115 f GA). Auch der Erstbeklagte hat von einer Blendung durch das entgegenkommende Fahrzeug nach Überqueren
einer Anhöhe gesprochen und betont, er sei sich sicher, dass das fremde Fahrzeug ihm auf seiner Fahrspur
entgegengekommen sei (Bl. 116 GA); dem ist vom Kläger nicht widersprochen worden. Danach ist der Unfall unstreitig
von einem Dritten verursacht und verschuldet worden. Soweit die Berufungsbegründung ‑ ohne Erörterung des
Verschuldens eines Dritten ‑ zur ursprünglichen Vortragsversion in der Klageschrift zurückkehrt, allein überhöhte
Geschwindigkeit sei die Unfallursache gewesen, kann dadurch das Vorbringen der Parteien nicht revidiert werden. Bei
der Prüfung, welcher Stand des Vorbringens erreicht ist, geht das Vorbringen einer Partei demjenigen ihres
Prozessbevollmächtigen vor, soweit jedenfalls der Mandant als Beteiligter des Geschehens die bessere
Tatsachenkenntnis hat. Dass ein ‑ gegebenenfalls auch nur mitwirkendes ‑ Verschulden des Erstbeklagten infolge
überhöhter Fahrgeschwindigkeit vorgelegen hätte, ist nicht substantiiert behauptet worden.
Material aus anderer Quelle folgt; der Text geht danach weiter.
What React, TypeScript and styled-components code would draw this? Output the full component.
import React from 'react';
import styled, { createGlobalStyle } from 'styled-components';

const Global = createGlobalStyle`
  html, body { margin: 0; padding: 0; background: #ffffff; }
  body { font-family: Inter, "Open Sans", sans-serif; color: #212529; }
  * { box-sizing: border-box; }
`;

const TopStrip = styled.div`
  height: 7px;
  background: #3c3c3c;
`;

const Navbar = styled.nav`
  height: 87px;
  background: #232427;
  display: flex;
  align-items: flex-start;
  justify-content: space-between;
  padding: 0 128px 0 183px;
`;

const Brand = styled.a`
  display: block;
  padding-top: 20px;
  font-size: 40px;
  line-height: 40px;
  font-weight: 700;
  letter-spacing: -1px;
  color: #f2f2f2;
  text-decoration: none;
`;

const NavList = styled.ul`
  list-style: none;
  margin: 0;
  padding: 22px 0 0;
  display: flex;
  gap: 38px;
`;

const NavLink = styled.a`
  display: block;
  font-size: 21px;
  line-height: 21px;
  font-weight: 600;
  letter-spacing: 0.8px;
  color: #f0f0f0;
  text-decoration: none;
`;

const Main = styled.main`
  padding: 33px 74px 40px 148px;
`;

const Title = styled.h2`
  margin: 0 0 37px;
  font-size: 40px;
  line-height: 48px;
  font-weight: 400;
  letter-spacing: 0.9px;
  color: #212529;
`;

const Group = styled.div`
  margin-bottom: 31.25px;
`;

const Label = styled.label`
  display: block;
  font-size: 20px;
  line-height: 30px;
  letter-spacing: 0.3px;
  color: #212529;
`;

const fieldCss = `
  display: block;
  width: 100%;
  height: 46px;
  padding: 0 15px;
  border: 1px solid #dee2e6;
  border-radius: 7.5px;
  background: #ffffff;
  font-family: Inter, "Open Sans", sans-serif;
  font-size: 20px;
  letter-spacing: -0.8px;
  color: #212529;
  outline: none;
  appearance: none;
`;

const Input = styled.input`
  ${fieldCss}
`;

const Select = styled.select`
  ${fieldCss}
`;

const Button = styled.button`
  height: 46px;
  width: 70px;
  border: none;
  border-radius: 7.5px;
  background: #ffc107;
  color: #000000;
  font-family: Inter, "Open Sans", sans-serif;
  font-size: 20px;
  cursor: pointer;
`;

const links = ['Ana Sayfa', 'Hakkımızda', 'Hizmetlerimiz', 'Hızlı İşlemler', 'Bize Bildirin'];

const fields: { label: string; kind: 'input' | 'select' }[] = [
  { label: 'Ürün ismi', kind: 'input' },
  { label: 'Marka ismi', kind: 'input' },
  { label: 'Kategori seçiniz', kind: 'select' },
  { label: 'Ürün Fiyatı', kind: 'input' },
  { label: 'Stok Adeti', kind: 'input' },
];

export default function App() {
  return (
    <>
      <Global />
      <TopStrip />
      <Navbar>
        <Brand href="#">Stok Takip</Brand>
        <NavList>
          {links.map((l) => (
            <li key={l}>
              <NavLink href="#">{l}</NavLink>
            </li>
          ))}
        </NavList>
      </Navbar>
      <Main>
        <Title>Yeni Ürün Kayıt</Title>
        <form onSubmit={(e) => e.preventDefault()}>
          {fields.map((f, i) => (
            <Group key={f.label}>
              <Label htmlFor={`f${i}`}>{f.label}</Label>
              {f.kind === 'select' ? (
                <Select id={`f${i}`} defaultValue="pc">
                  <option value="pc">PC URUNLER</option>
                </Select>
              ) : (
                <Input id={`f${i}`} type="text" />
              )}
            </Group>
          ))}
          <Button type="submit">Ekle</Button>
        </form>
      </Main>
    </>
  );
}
Zur Höhe der
Geschwindigkeit fehlen jegliche Angaben.
III. Die Kostenentscheidung beruht auf §§ 91, 97 Abs. 1 ZPO, die Entscheidung über die vorläufige Vollstreckbarkeit auf
§§ 708 Nr. 10, 713 ZPO.
IV. Der Streitwert für die Berufungsinstanz beträgt 6.000 Euro. Hier wurde der erstinstanzliche Klageantrag auf
Feststellung der Einstandspflicht der Beklagten für künftige immaterielle Schäden nicht mehr gestellt. Mit Blick darauf wird
der Streitwert hinsichtlich des Schmerzensgeldanspruchs anhand der Bezifferung durch den Kläger auf 3.000 Euro und
bezüglich des verbliebenen Antrags auf Feststellung der Einstandspflicht für künftige materielle Schäden mit Blick auf die
geltend gemachte Besorgnis von Dauerfolgen der Verletzungen für die Berufstätigkeit des Klägers auf weitere 3.000
Euro festgesetzt, zusammen also auf 6.000 Euro. Dem entspricht die Beschwer des Klägers.
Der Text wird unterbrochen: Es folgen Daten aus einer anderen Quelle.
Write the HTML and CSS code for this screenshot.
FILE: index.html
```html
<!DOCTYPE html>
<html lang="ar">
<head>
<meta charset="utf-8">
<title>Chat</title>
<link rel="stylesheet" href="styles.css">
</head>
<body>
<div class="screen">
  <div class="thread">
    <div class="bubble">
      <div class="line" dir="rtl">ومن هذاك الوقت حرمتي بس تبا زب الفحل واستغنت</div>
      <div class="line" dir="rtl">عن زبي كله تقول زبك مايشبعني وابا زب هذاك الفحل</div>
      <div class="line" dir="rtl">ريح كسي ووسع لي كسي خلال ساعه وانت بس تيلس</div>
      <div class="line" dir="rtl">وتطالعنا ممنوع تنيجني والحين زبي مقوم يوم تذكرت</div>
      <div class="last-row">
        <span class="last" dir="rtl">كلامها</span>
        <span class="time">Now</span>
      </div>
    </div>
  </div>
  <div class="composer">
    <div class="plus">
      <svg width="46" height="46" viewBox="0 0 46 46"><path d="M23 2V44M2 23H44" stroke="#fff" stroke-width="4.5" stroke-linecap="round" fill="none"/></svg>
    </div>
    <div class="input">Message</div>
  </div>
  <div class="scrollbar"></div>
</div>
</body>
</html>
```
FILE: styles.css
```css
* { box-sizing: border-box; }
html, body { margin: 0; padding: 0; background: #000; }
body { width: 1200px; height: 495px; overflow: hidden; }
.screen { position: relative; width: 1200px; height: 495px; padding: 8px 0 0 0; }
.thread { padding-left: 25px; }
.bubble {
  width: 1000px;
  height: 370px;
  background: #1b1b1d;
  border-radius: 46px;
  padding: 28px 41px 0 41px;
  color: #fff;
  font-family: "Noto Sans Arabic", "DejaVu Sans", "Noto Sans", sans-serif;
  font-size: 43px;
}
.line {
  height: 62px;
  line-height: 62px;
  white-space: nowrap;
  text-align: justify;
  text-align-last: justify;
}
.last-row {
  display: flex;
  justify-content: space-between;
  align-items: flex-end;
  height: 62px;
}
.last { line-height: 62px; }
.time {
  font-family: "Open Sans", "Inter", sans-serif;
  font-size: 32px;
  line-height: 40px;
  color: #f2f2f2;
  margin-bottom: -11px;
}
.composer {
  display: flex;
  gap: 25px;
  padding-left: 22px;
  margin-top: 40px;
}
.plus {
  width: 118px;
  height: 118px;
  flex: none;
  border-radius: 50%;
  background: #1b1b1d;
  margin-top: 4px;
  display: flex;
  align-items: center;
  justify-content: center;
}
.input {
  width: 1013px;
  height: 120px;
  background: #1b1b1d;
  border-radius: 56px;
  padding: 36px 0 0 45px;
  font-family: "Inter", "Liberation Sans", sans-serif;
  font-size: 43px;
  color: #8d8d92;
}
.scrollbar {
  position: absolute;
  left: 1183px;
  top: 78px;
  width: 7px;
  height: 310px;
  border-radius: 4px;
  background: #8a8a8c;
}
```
V. Für eine Revisionszulassung nach § 543 Abs. 2 ZPO ist kein Raum. Weder hat die Sache grundsätzliche Bedeutung
noch ist die Revisionszulassung zur Fortbildung des Rechts oder zur Sicherung einer einheitlichen Rechtsprechung
erforderlich. Die Entscheidung beruht vor allem auf den tatsächlichen Gegebenheiten des Einzelfalls. Eine Divergenz zur
sonstigen obergerichtlichen Rechtsprechung ist nicht ersichtlich.